Presidents need recess appointment power

President Barack Obama speaks at the White House recently.
Published Feb. 18, 2013

A recess appointment, where a president puts someone into a government post while Congress is on a break, is not the best way to fill top-level vacancies. It bypasses the Senate's role in determining a nominee's fitness for office, and it reduces the checks and balances that hold the reins on presidential power. But a federal appellate court has made a serious legal error by invalidating most of the president's recess appointment power. If the ruling stands, it will add to the political dysfunction and gridlock that besets Washington by giving a minority of senators the power to shut down the work of federal agencies.

The White House says it will appeal the ruling by the U.S. Court of Appeals for the District of Columbia that deemed President Barack Obama did not have the executive authority to name three officials to the National Labor Relations Board. The court was wearing blinders when it determined that the Senate was technically in session when the appointments were made. Republicans in Congress used a maneuver where a near-empty congressional chamber is gaveled to order every few days for the sole purpose of thwarting recess appointments.

While both political parties have used sham sessions to block presidential appointments, the Senate's partisan rancor has meant this president has had a particularly difficult time obtaining up or down votes on his nominees, leaving perennial vacancies for key posts. In this case, the president used his recess appointment to give the labor board enough members for a quorum so it could operate, something Senate Republicans had been blocking because of their ideological opposition to its work. Obama acted reasonably considering the obstruction he faced.

But the federal appeals court went even further in limiting the president's power, saying the president can only make recess appointments during breaks between the formal sessions of Congress — which generally occur once a year if at all. Two of the three judges indicated that only recess appointments made if the vacancy occurs during that same recess are constitutional.

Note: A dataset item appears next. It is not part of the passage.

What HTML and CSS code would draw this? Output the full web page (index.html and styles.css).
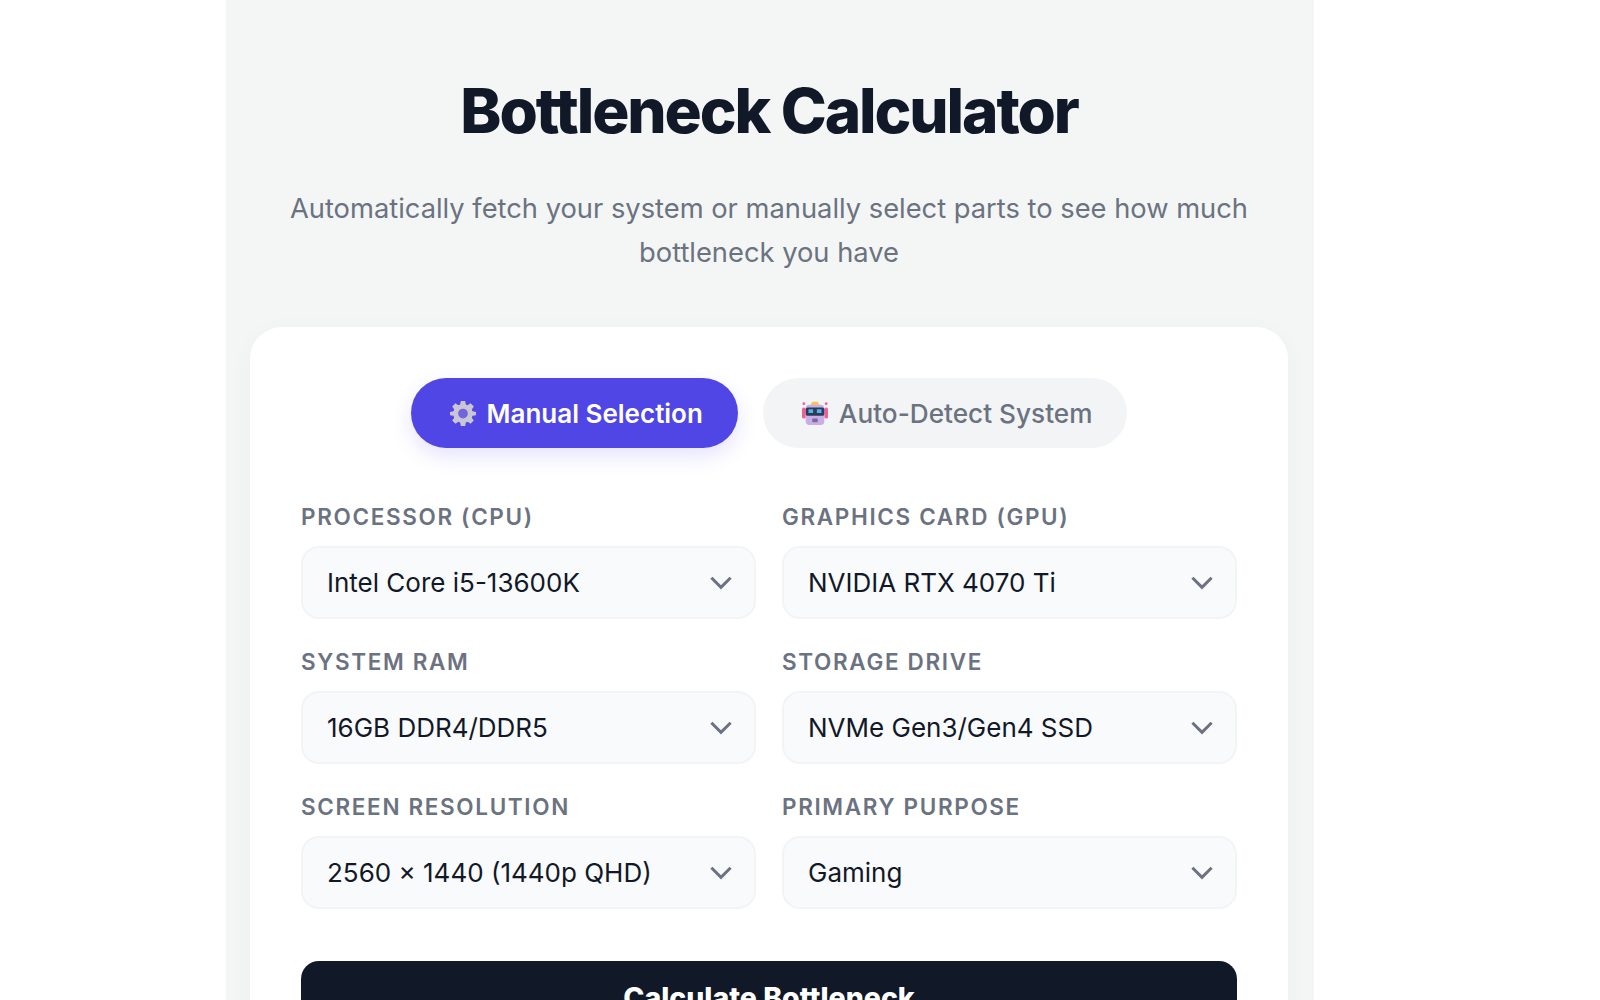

Under these rules 652 appointments made by presidents since Ronald Reagan would have been blocked, according to the Congressional Research Service.

By being hypertechnical, the court defied the very spirit of the recess appointment. The Justice Department makes a valid case that during a "pro forma" session, no nominations can be taken up and the Senate is not prepared to carry out its "advice and consent" role.

If the ruling stands, the NLRB will be moribund and an estimated 300 rulings could be challenged as null and void. The work of the Consumer Financial Protection Bureau also would be vulnerable. Obama used a recess appointment for its director, Richard Cordray, because Senate Republicans were refusing to confirm a director. Obama has already renominated Cordray and two members of the labor board, but there's no indication Republicans will act on them.

The president deserves an up or down vote on his nominees. But if the Senate is to be controlled by tactics that allow a minority to disable government agencies that have been established by law, recess appointments must remain available.